Boom. The sound thousands of government tires will make if the General Services Administration Federal Tire Program, with its Qualified Products List quality and safety testing, is terminated. Bust. What will happen to retreaders' government business if they lose the Quality Assurance Facility Inspection Program, which also is part of the Federal Tire Program.
Zoom. What will happen to tire prices if tire makers have to comply with hundreds of city, county, state and federal tire quality specifications in the absence of any central authority.
Losing the tire Federal Supply Schedule, a GSA mechanism for centralized procurement of tires, probably won't be a disaster. The schedule has been optional since 1993, and most agencies don't seem to be suffering too much making their own contracts with tire makers.
The QPL and QAFIP, however, are something else again. These programs provide useful guidance about the safety, reliability and appropriate use of retreads on government vehicles. Without them, government procurement officers have to devise their own safety and quality criteria, or just go with the low bid.

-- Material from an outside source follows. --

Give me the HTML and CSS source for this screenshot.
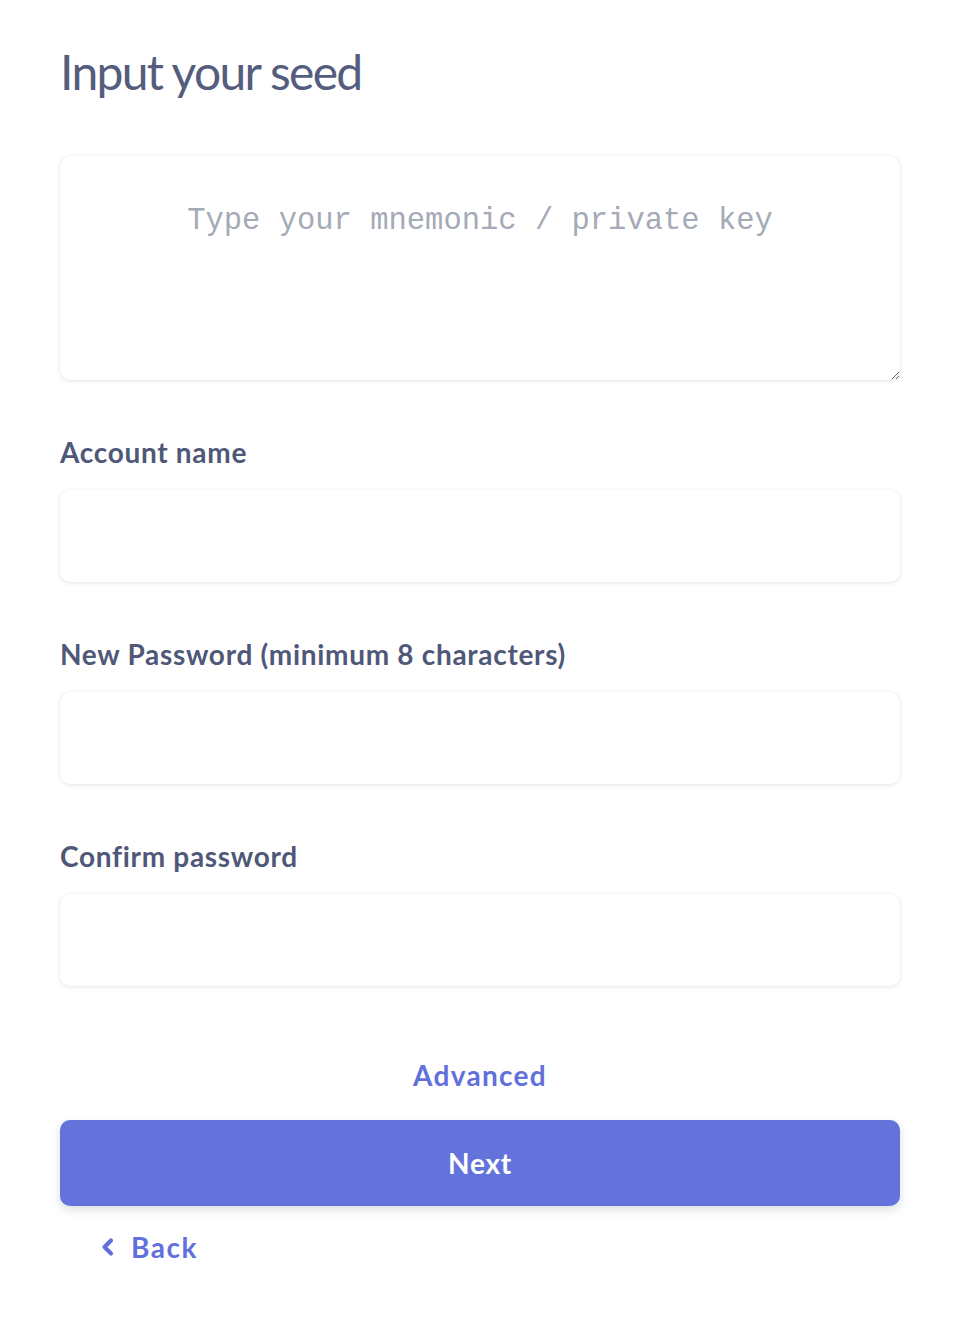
FILE: index.html
```html
<!DOCTYPE html>
<html lang="en">
<head>
<meta charset="utf-8">
<title>Input your seed</title>
<link rel="stylesheet" href="styles.css">
</head>
<body>
<main class="page">
  <h1 class="title">Input your seed</h1>
  <textarea class="seed" placeholder="Type your mnemonic / private key"></textarea>
  <div class="field">
    <label class="label" for="acc">Account name</label>
    <input class="input" id="acc" type="text">
  </div>
  <div class="field">
    <label class="label" for="pw">New Password (minimum 8 characters)</label>
    <input class="input" id="pw" type="password">
  </div>
  <div class="field">
    <label class="label" for="pw2">Confirm password</label>
    <input class="input" id="pw2" type="password">
  </div>
  <a class="advanced" href="#">Advanced</a>
  <button class="next" type="button">Next</button>
  <a class="back" href="#">
    <svg class="chev" width="16" height="20" viewBox="0 0 16 20"><path d="M11 3.5 L4.5 10 L11 16.5" fill="none" stroke="currentColor" stroke-width="4.2" stroke-linecap="round" stroke-linejoin="round"/></svg>
    <span>Back</span>
  </a>
</main>
</body>
</html>
```

FILE: styles.css
```css
* { box-sizing: border-box; }
html, body { margin: 0; padding: 0; background: #fff; }
body { font-family: "Lato", "Noto Sans", sans-serif; color: #535c7a; }
.page {
  width: 840px;
  margin: 0 60px;
  padding-top: 44px;
  display: flex;
  flex-direction: column;
}
.title {
  margin: 0;
  font-size: 48px;
  font-weight: 400;
  letter-spacing: -1.7px;
  line-height: 56px;
  color: #545d7c;
}
.seed {
  margin-top: 56px;
  width: 840px;
  height: 224px;
  border: none;
  border-radius: 10px;
  box-shadow: 0 1px 4px rgba(40, 50, 80, 0.12), 0 0 1px rgba(40, 50, 80, 0.08);
  padding: 47px 20px 20px;
  font-family: "Liberation Mono", "Courier New", monospace;
  font-size: 30.5px;
  line-height: 36px;
  text-align: center;
  color: #333;
  outline: none;
  resize: vertical;
}
.seed::placeholder { color: #a4aab6; }
.field {
  display: flex;
  flex-direction: column;
  margin-top: 56px;
}
.field + .field { margin-top: 56px; }
.label {
  font-size: 28px;
  font-weight: 700;
  letter-spacing: 0.7px;
  line-height: 32px;
  color: #4f5878;
}
.input {
  margin-top: 22px;
  height: 92px;
  border: none;
  border-radius: 10px;
  box-shadow: 0 1px 4px rgba(40, 50, 80, 0.12), 0 0 1px rgba(40, 50, 80, 0.08);
  font-size: 26px;
  padding: 0 20px;
  outline: none;
}
.advanced {
  align-self: center;
  margin-top: 72px;
  font-size: 28px;
  font-weight: 700;
  letter-spacing: 1.3px;
  line-height: 34px;
  color: #6270dc;
  text-decoration: none;
}
.next {
  margin-top: 28px;
  height: 86px;
  border: none;
  border-radius: 10px;
  background: #6373db;
  color: #fff;
  font-family: inherit;
  font-size: 28px;
  font-weight: 700;
  letter-spacing: 0.8px;
  box-shadow: 0 4px 10px rgba(40, 50, 80, 0.16);
}
.back {
  align-self: flex-start;
  margin-top: 24px;
  margin-left: 40px;
  display: flex;
  align-items: center;
  gap: 15px;
  font-size: 28px;
  font-weight: 700;
  letter-spacing: 1.5px;
  line-height: 34px;
  color: #6270dc;
  text-decoration: none;
}
.chev { display: block; }
```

In the former case, tire makers will face such a vast compliance burden they will be forced either to raise prices drastically or give up altogether on government sales. In the latter, there will be an epidemic of tire-vehicle mismatches in government fleets-a potential safety and financial catastrophe.
Federal Environmental Executive Fran McPoland called the GSA ``penny-wise and pound-foolish'' for even considering the end of the Federal Tire Program, and we can only agree. The program is a prime example of an unglamorous, but solid and helpful government entity that benefits many thousands of product buyers, users and sellers.
Need to get your blood boiling? Read this, from a ``balanced'' feature about the European tire industry in the Feb. 17 issue of England's ``Economist'':
``Then again, few industries have to persuade the public that their version of a dull, smelly and virtually indistinguishable product is the best there is.''
We found the article a dull (smelly?) rehash, virtually indistinguishable from other, better reports.